Quand prescrivez-vous l’acier en façade ? 

Habiller une façade est une nécessité compte tenu des contraintes climatiques, écologiques et énergétiques. La vêture devient un sujet. Au stade Jules-Ladoumègue à Paris, les façades sont en acier inox : le pliage des bardages en a réduit l’épaisseur, le poids et, par là même, le coût, tout en conférant un relief à l’ensemble bâti. Nos choix se portent sur le verre, l’aluminium et/ou l’acier.
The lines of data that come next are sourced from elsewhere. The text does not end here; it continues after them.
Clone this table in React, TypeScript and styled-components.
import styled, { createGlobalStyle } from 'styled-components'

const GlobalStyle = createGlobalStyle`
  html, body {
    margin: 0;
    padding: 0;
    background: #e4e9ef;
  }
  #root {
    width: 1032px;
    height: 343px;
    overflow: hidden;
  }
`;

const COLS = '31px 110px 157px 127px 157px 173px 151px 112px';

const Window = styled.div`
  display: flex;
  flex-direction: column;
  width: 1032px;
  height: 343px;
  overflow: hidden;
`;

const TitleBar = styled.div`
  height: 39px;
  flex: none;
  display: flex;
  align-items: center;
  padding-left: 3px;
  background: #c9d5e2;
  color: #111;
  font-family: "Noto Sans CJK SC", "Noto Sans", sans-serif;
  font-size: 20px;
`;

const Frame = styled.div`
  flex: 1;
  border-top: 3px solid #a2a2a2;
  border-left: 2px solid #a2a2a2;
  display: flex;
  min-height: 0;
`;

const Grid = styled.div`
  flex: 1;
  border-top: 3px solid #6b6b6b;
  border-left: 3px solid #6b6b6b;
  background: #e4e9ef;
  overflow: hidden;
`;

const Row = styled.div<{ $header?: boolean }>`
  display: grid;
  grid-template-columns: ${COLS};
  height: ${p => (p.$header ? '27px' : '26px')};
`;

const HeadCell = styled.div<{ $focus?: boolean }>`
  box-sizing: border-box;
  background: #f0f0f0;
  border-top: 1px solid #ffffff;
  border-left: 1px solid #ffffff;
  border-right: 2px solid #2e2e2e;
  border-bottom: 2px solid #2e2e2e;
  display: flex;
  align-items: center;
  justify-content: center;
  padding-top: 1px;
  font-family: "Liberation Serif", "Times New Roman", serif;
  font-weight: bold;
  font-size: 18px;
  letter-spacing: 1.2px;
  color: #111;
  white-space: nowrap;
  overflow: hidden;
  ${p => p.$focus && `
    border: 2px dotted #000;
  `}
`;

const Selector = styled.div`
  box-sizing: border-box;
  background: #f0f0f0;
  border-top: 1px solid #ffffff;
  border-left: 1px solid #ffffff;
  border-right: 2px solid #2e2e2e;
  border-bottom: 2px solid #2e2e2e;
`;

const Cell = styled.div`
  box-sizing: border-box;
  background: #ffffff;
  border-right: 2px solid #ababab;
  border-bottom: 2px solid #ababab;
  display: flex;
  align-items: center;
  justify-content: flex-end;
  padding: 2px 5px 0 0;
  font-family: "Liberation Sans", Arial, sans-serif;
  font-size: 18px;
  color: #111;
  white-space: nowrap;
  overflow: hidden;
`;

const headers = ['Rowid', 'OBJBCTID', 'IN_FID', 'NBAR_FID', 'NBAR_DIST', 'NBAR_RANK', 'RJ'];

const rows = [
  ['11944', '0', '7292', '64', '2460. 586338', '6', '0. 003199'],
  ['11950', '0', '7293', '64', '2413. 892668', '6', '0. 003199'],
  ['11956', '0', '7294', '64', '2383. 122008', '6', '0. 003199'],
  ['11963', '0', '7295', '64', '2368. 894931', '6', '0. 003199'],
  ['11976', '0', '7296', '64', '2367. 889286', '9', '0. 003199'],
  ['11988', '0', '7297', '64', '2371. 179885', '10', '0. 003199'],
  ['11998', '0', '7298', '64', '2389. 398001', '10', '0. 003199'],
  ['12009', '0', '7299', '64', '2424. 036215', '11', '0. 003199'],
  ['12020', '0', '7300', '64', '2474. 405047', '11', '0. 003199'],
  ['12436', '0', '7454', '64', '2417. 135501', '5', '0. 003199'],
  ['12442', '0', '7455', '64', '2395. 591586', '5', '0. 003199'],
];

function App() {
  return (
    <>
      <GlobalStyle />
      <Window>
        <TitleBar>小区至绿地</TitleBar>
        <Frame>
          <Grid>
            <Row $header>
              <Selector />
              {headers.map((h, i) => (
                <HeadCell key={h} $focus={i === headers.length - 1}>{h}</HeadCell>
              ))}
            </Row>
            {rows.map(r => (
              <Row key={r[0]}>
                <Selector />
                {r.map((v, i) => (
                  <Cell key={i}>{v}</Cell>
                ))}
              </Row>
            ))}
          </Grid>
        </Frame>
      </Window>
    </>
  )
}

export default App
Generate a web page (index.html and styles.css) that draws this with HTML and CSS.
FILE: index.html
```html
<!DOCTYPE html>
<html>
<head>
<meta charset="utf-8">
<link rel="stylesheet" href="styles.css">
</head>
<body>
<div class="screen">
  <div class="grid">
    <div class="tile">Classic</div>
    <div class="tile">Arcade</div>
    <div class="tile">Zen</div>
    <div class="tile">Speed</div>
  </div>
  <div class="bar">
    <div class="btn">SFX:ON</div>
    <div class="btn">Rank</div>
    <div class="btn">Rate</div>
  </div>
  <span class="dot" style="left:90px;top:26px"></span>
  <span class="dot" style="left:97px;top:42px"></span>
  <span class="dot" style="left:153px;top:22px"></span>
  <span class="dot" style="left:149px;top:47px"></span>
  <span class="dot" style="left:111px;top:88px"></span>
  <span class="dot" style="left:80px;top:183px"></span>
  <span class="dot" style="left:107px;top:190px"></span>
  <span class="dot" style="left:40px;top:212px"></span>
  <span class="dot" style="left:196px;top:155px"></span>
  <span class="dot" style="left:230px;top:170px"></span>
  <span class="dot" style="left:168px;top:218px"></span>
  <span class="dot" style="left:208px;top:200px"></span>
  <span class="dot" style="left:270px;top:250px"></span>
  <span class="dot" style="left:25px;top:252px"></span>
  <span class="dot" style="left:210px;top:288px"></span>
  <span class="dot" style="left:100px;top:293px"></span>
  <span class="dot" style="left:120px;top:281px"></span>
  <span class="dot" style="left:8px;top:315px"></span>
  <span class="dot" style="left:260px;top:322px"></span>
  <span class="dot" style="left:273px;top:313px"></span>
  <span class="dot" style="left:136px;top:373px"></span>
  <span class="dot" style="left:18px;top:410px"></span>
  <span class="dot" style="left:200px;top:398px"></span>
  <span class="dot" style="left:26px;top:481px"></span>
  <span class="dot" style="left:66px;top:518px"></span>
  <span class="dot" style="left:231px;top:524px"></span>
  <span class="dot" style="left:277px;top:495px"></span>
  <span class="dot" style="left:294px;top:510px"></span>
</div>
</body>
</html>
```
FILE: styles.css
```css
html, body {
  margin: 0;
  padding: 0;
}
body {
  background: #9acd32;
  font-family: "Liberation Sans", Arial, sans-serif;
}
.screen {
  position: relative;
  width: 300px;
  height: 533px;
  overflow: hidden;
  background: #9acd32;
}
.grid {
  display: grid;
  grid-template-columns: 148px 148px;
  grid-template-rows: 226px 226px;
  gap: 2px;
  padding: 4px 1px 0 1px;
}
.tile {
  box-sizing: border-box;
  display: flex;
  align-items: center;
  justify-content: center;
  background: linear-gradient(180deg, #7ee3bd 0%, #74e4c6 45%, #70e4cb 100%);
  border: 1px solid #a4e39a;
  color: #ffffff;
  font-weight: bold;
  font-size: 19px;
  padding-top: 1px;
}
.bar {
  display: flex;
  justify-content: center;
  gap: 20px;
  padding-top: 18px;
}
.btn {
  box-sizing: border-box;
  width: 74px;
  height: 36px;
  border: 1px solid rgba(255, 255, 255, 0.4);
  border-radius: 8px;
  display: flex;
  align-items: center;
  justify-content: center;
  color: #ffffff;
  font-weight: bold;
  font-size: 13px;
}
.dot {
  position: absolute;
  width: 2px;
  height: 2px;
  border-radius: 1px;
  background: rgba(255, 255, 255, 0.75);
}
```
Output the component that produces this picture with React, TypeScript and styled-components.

L’acier nous impose ses « valeurs », ses performances, sa matérialité, sa précision… qui se révèlent opportunes sur certains chantiers. 

Quelles sont celles de vos réalisations en acier qui vous tiennent particulièrement à coeur ? 

Tout d’abord, la passerelle Simone-de-Beauvoir, premier ouvrage à avoir marqué ma carrière en France. L’acier y a permis de franchir d’une seule traite la Seine, avec un dessin très spécifique, une certaine finesse dans le croisement des pentes, à la limite du magique et qui génère une forme de sensibilité spatiale, avec une capacité de concentration des efforts dans l’expression architecturale de l’ouvrage, perçu presque comme un « événement » dans le paysage. Le second serait le siège social de l’entreprise sidérurgique Voestalpine en Autriche. Au regard de son activité, construire en acier s’imposait. Nous avons conçu un généreux porte-à-faux en guise d’accueil à ce vaste site industriel. Nous y avons aussi utilisé l’acier pour la structure des planchers constitués de dalles de béton précontraint, combinant ainsi les qualités respectives des deux matériaux. C’est sans doute le projet pour lequel nous avons poussé au maximum la réflexion structurelle à l’intérieur même d’un bâtiment.